Philadelphia signs Carlos Santana to three-year deal.
The addition of Carlos Santana signifies a strengthening pulse as the Phillies awaken from the doldrums of a four-year rebuild.

Signing Santana doesn't secure a division title or even a wild-card berth, but the move indicates a philosophical change within an ownership that just this past week argued the value of playing youth in 2018 over signing veterans to big money contracts.

Santana brings a skill set desperately needed within the Phillies offense. He'll never hit for a high average, but he's disciplined at the plate and doesn't chase pitches out of the strike zone. He's the only player in the majors to record at least 80 walks over each of the last seven seasons. Yep, the only one.

He's also durable and a better defender at first base than Rhys Hoskins, so in addition to creating runs for the Phillies he'll save some on the defensive side too.

The move will push Hoskins to left field, but that's not necessarily a bad thing. In fact, several people within the organization believe Hoskins is a better defender in left field than at first base.

Santana by himself won't catapult the Phillies into the world of baseball relevancy again, but he's a starting point. The type of complementary player that has the potential to intrigue eventual free agents like Manny Machado and Bryce Harper.

Three-years for $60 million is a lofty contract, but it's not burdensome to the Phillies in the least. The club has the cash to burn, and everyone in baseball knows it.
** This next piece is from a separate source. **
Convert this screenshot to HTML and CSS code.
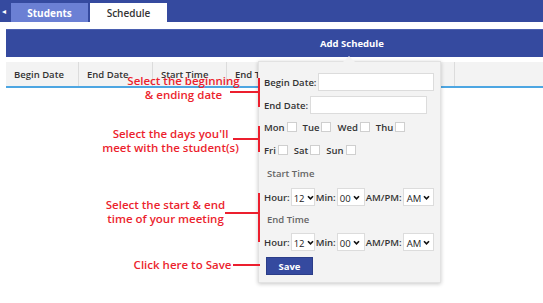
FILE: index.html
```html
<!DOCTYPE html>
<html>
<head>
<meta charset="utf-8">
<link rel="stylesheet" href="styles.css">
</head>
<body>
<div class="page">
  <div class="topbar">
    <span class="back">&#9666;</span>
    <div class="tab tab-students">Students</div>
    <div class="tab tab-schedule">Schedule</div>
  </div>
  <div class="content">
    <div class="addbar">Add Schedule</div>
    <div class="thead">
      <div class="th c1">Begin Date</div>
      <div class="th c2">End Date</div>
      <div class="th c3">Start Time</div>
      <div class="th c4">End Time</div>
      <div class="th c5"></div>
    </div>
  </div>

  <div class="popover">
    <div class="arrow"></div>
    <div class="row r-begin"><label>Begin Date:</label><span class="input w-begin"></span></div>
    <div class="row r-end"><label>End Date:</label><span class="input w-end"></span></div>
    <div class="row days d1">
      <label>Mon</label><span class="cb"></span>
      <label>Tue</label><span class="cb"></span>
      <label>Wed</label><span class="cb"></span>
      <label>Thu</label><span class="cb"></span>
    </div>
    <div class="row days d2">
      <label>Fri</label><span class="cb"></span>
      <label>Sat</label><span class="cb"></span>
      <label>Sun</label><span class="cb"></span>
    </div>
    <div class="sub sub1">Start Time</div>
    <div class="row time t1">
      <label>Hour:</label><span class="sel s-h">12<svg viewBox="0 0 8 6"><path d="M1 1.5 4 4.5 7 1.5"/></svg></span>
      <label>Min:</label><span class="sel s-m">00<svg viewBox="0 0 8 6"><path d="M1 1.5 4 4.5 7 1.5"/></svg></span>
      <label>AM/PM:</label><span class="sel s-a">AM<svg viewBox="0 0 8 6"><path d="M1 1.5 4 4.5 7 1.5"/></svg></span>
    </div>
    <div class="sub sub2">End Time</div>
    <div class="row time t2">
      <label>Hour:</label><span class="sel s-h">12<svg viewBox="0 0 8 6"><path d="M1 1.5 4 4.5 7 1.5"/></svg></span>
      <label>Min:</label><span class="sel s-m">00<svg viewBox="0 0 8 6"><path d="M1 1.5 4 4.5 7 1.5"/></svg></span>
      <label>AM/PM:</label><span class="sel s-a">AM<svg viewBox="0 0 8 6"><path d="M1 1.5 4 4.5 7 1.5"/></svg></span>
    </div>
    <button class="save">Save</button>
  </div>

  <div class="note n1"><div class="ntext"><span>Select the beginning</span><span>&amp; ending date</span></div><span class="hline"></span><span class="vline"></span></div>
  <div class="note n2"><div class="ntext"><span>Select the days you'll</span><span>meet with the student(s)</span></div><span class="hline"></span><span class="vline"></span></div>
  <div class="note n3"><div class="ntext"><span>Select the start &amp; end</span><span>time of your meeting</span></div><span class="hline"></span><span class="vline"></span></div>
  <div class="note n4"><div class="ntext"><span>Click here to Save</span></div><span class="hline"></span></div>
</div>
</body>
</html>
```

FILE: styles.css
```css
* { box-sizing: border-box; }
html, body { margin: 0; padding: 0; background: #fff; }
body { font-family: "Open Sans", "Liberation Sans", sans-serif; color: #333; }
.page { position: relative; width: 543px; height: 303px; overflow: hidden; }

.topbar { height: 22px; background: #354a9f; display: flex; align-items: flex-end; }
.back { width: 10px; height: 22px; color: #fff; font-size: 8px; line-height: 22px; padding-left: 2px; }
.tab { height: 19px; width: 77px; font-size: 10px; font-weight: 700; display: flex; align-items: center; justify-content: center; }
.tab-students { background: #6b80d4; color: #fff; margin-left: 1px; }
.tab-schedule { background: #fff; color: #333; margin-left: 2px; font-weight: 600; }

.content { padding: 7px 0 0 6px; }
.addbar { height: 28px; background: #354a9f; border-top: 1px solid #4a5fb0; color: #fff; font-size: 9.5px; font-weight: 700; display: flex; align-items: center; padding-left: 314px; }
.thead { margin-top: 5px; height: 26px; background: #f3f3f3; border-bottom: 2px solid #4da6e2; display: flex; }
.th { height: 24px; border-right: 1px solid #dcdcdc; font-size: 9.5px; font-weight: 600; color: #333; display: flex; align-items: center; padding-left: 8px; }
.c1 { width: 73px; }
.c2 { width: 74px; }
.c3 { width: 74px; }
.c4 { width: 228px; }
.c5 { border-right: 0; flex: 1; }

.popover { position: absolute; left: 258px; top: 61px; width: 183px; height: 222px; background: #f3f3f3; border: 1px solid #e2e2e2; box-shadow: 0 1px 4px rgba(0,0,0,0.22); padding: 11px 0 0 5px; font-size: 9.5px; font-weight: 600; color: #333; }
.arrow { position: absolute; left: 84px; top: -6px; width: 0; height: 0; border-left: 6px solid transparent; border-right: 6px solid transparent; border-bottom: 6px solid #f3f3f3; }
.row { display: flex; align-items: center; }
.r-begin { height: 18px; }
.r-end { height: 18px; margin-top: 5px; }
.input { display: block; height: 18px; background: #fff; border: 1px solid #dcdcdc; margin-left: 2px; }
.w-begin { width: 116px; }
.w-end { width: 117px; }
.days { height: 10px; }
.d1 { margin-top: 8px; }
.d2 { margin-top: 13px; }
.cb { width: 10px; height: 10px; background: #fff; border: 1px solid #cfcfcf; margin: 0 6px 0 2px; }
.sub { color: #666; margin-left: 3px; height: 14px; line-height: 14px; }
.sub1 { margin-top: 12px; }
.sub2 { margin-top: 7px; }
.time { height: 18px; }
.t1 { margin-top: 7px; }
.t2 { margin-top: 6px; }
.sel { display: flex; align-items: center; gap: 2px; height: 18px; background: #fff; border: 1px solid #dcdcdc; padding: 2px 0 0 2px; margin: 0 1px 0 1px; font-weight: 500; font-size: 9.5px; color: #222; }
.sel svg { width: 7px; height: 5px; margin-top: -1px; fill: none; stroke: #111; stroke-width: 2; }
.s-h { width: 24px; }
.s-m { width: 28px; }
.s-a { width: 31px; padding-left: 3px; }
.save { display: block; margin: 6px 0 0 2px; width: 47px; height: 18px; background: #354a9f; border: 1px solid #2b3d88; color: #fff; font-family: inherit; font-size: 9.5px; font-weight: 700; padding: 0; }

.note { position: absolute; right: 283px; display: flex; align-items: flex-start; color: #ec1f2e; font-family: "Open Sans", "Liberation Sans", sans-serif; font-size: 11.5px; font-weight: 600; line-height: 14px; }
.ntext { display: flex; flex-direction: column; align-items: center; white-space: nowrap; }
.hline { height: 2px; background: #ec1f2e; }
.vline { width: 2px; background: #ec1f2e; }
.n1 { top: 78px; height: 29px; }
.n1 .ntext { width: 93px; margin-top: -4px; }
.n1 .hline { width: 28px; margin-top: 13px; }
.n1 .vline { height: 29px; }
.n2 { top: 126px; height: 26px; }
.n2 .ntext { width: 125px; margin-top: 1px; }
.n2 .hline { width: 25px; margin-top: 12px; }
.n2 .vline { height: 26px; }
.n3 { top: 193px; height: 49px; }
.n3 .ntext { width: 119px; margin-top: 5px; }
.n3 .hline { width: 33px; margin-top: 19px; }
.n3 .vline { height: 49px; }
.n4 { top: 264px; height: 2px; }
.n4 .ntext { width: 101px; margin-top: -6px; }
.n4 .hline { width: 27px; }
```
What's next now for the Phillies is starting pitching. With Hoskins headed to left field, either Aaron Altherr or Nick Williams appears now to be expendable. Toss in Tommy Joseph and possibly Cesar Hernandez or a prospect and the Phillies should be able to land a middle of the rotation type starter via trade.

The gap between the Phillies and division champion Nationals last year was 31 games. It's unrealistic to expect the Phillies to reverse their win-loss record from a year ago, but it's entirely possible the organization improves by at least 15 games to reach the .500-mark.

You would be kidding yourself if you said questions didn't exist, particularly about the Phillies starting rotation. However, with additions of Santana and relievers Pat Neshek and Tommy Hunter, the roster now appears on paper at least to be better than a 66-win club.

Several sources this past week at the Winter Meetings said the Phillies have long been internally discussing Maikel Franco's future in Philadelphia. The 25-year-old third baseman struggled mightily at the plate last season and finished the season with a .230 OBP. He's under team control through the 2021 season and does have occasional pop in his bat, so he could have some trade value in the club's quest to land starting pitching.

Between the additions of Santana, Neshek, and Hunter the Phillies spent $92 million on free agents this past week. That may not translate to a winning campaign in 2018, but it does send a message to general managers and players across baseball that the organization has turned a corner.